Results of Operations:
The following table sets forth certain income statement data of the Company
expressed as a percentage of net sales for the periods indicated.
Six months ended Years ended
March 31, September 30,
------------------ --------------------
2001 2000 2000 1999 1998
---- ---- ---- ---- ----
Sales 100.0% 100.0% 100.0% 100.0% 100.0%
Gross profit 42.4 44.5 44.2 42.3 43.2
Operating profit 18.9 17.4 17.9 16.8 16.7
Income before income taxes 18.2 16.5 17.2 17.0 17.2
Net income 11.2 10.0 10.5 10.3 10.4
Note: Prior periods have been adjusted to reflect the reclassification, in
accordance with Emerging Issues Task Force Issue No. 00-10, "Accounting for
Shipping and Handling Fees and Costs," of shipping costs billed to customers.
Sales for the six months ended March 31, 2001 were $132.9 million and were
$1.1 million, or approximately 1.0%, higher than sales of $131.8 million for
the six months ended March 31, 2000. Bronze segment sales for the first six
months of fiscal 2001 were $72.2 million, or 5%, higher than the same period a
year ago, primarily reflecting an increase in mausoleum construction revenues
and the acquisition of The SLN Group, Inc. in October 2000 (see
"Acquisitions"). Year-to-date sales for the Graphics Imaging segment as of
March 31, 2001 were $45.2 million, representing a decrease of 1% from the same
period a year ago. The decline reflected the sale of Tukaiz Communications,
L.L.C. ("Tukaiz") on January 19, 2001 (see "Disposition"). Fiscal 2001
revenues for Tukaiz up to the disposition date were $6.5 million, compared to
$12.1 million for the six months ended March 31, 2000. The decline from the
divestiture of Tukaiz was partially offset by the Company's recent
acquisitions of Repro-Busek GmbH ("Busek") in August 2000, Press Ready Plate,
Inc. in November 2000 and Klischeewerkstatt Scholler GmbH ("Scholler") in
January 2001 (see "Acquisitions").
Results of Operations, continued:
Marking Products segment sales for the six months ended March 31, 2001 were
$15.5 million compared to $16.9 million for the first half of fiscal 2000.
The decline was mainly due to lower exports coupled with a slow-down in
capital goods purchases domestically. For the six months ended March 31,
2001, declines in foreign currency values against the U.S. dollar had an
unfavorable impact of approximately $2.7 million on the Company's consolidated
sales for the six months ended March 31, 2001 compared to the same period a
year ago.
Gross profit for the six months ended March 31, 2001 was $56.4 million,
compared to $58.7 million for the first six months of fiscal 2000. The
reduction in consolidated gross profit for the period reflected the impact of
the divesture of Tukaiz, a decline in sales for the Marking Products segment
and a change in product mix in the Bronze segment. Fiscal 2001 reflected
higher mausoleum construction revenues, which generally have lower margins
than the segment's memorial products.
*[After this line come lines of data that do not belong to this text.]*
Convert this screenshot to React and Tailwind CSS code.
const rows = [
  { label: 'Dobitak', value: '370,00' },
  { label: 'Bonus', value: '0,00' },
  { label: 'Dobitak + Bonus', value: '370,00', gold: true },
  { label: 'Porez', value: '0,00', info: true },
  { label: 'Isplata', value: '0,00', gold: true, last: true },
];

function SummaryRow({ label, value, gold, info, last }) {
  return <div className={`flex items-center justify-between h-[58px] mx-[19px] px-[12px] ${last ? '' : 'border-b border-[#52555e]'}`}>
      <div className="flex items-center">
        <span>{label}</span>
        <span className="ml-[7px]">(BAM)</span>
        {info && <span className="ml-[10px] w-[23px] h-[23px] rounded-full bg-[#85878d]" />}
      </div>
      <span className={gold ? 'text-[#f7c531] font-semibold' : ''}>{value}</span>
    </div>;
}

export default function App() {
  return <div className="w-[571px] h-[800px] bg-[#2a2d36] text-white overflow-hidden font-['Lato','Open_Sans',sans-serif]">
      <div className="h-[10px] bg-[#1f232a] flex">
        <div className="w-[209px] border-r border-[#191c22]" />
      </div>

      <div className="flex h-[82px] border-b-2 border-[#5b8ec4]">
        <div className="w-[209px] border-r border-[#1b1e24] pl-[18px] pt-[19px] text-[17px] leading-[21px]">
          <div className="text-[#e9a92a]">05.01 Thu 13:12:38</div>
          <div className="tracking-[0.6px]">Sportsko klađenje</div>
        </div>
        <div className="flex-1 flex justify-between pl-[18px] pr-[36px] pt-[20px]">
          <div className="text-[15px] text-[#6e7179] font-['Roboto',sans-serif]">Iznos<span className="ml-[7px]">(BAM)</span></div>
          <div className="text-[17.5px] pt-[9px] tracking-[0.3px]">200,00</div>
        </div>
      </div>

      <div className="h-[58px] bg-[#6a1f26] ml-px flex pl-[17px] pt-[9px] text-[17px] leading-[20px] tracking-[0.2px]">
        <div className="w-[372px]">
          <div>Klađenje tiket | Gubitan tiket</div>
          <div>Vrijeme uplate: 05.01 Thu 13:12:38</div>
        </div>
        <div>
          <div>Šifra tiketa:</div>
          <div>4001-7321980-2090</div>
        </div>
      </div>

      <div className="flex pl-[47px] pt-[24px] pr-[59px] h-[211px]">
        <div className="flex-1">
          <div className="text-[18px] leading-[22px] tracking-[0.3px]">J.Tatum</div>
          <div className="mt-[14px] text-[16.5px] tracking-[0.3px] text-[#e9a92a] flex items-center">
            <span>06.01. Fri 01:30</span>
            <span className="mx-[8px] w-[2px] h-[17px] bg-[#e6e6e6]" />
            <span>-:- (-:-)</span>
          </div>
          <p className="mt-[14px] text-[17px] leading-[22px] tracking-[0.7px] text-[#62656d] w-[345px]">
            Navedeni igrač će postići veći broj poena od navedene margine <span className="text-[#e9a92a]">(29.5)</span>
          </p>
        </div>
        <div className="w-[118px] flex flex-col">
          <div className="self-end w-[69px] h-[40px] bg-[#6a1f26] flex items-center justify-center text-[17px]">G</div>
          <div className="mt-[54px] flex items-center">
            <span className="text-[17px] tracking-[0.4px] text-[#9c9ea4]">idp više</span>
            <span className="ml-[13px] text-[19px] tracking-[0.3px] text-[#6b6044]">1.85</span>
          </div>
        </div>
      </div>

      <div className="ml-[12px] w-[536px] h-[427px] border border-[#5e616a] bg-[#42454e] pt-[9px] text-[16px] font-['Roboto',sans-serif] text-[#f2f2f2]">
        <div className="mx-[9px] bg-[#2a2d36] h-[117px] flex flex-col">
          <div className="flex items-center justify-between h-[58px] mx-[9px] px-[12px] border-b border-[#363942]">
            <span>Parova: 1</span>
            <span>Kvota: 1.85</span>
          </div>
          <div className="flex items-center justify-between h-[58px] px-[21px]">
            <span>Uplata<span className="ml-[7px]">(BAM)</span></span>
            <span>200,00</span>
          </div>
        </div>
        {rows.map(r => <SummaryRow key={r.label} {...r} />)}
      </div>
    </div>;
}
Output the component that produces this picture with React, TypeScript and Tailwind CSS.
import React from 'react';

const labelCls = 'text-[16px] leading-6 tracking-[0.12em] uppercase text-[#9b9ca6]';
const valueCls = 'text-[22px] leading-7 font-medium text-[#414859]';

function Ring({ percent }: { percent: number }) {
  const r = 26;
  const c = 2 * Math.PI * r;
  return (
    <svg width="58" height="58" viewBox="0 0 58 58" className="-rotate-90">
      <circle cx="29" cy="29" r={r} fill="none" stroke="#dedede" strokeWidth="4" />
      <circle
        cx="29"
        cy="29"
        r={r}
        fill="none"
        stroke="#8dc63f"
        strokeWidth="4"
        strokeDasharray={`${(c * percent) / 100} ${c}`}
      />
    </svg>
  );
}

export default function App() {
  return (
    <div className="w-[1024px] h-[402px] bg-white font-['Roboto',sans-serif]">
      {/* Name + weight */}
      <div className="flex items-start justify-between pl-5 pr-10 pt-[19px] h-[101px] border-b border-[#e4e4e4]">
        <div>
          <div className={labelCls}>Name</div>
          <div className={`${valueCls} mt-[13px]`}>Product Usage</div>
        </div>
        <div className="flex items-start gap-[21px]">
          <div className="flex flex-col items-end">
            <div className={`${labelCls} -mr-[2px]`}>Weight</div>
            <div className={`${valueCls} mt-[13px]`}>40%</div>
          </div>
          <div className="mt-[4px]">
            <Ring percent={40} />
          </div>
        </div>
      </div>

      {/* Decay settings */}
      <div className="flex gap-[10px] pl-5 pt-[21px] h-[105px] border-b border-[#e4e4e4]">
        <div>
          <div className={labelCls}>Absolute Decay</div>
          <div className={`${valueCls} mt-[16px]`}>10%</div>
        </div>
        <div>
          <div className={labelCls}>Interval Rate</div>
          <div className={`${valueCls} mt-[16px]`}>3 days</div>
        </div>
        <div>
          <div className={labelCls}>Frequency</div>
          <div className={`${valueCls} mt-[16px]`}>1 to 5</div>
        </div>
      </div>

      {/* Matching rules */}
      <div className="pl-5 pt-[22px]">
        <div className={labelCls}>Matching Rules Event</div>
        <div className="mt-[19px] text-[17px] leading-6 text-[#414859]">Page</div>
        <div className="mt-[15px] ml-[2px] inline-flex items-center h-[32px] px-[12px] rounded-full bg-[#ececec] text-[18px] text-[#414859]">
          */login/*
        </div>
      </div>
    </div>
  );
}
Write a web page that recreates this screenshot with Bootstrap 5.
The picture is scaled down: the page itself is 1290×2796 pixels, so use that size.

Consolidated gross profit as a percent
of sales for the six months ended March 31, 2001 declined to 42.4%, compared
to 44.5% for the same period a year ago, primarily reflecting the change in
product mix within the Bronze segment.
Selling and administrative expenses for the six months ended March 31, 2001
were $33.5 million, representing a decrease of $2.3 million, or 6.4%, compared
to the same period a year ago. Fiscal 2001 selling and administrative
expenses included special charges of $1.2 million (see "Special Items").
Excluding the special charges, selling and administrative expenses declined
$3.5 million, or 9.7%, from the same period last year reflecting internal cost
control initiatives and lower employee benefit costs in all three of the
Company's business segments. Employee benefit costs were favorably impacted
by an increase in the Company's pension fund assets compared to the prior
year, which was partially offset by an increase in health care costs.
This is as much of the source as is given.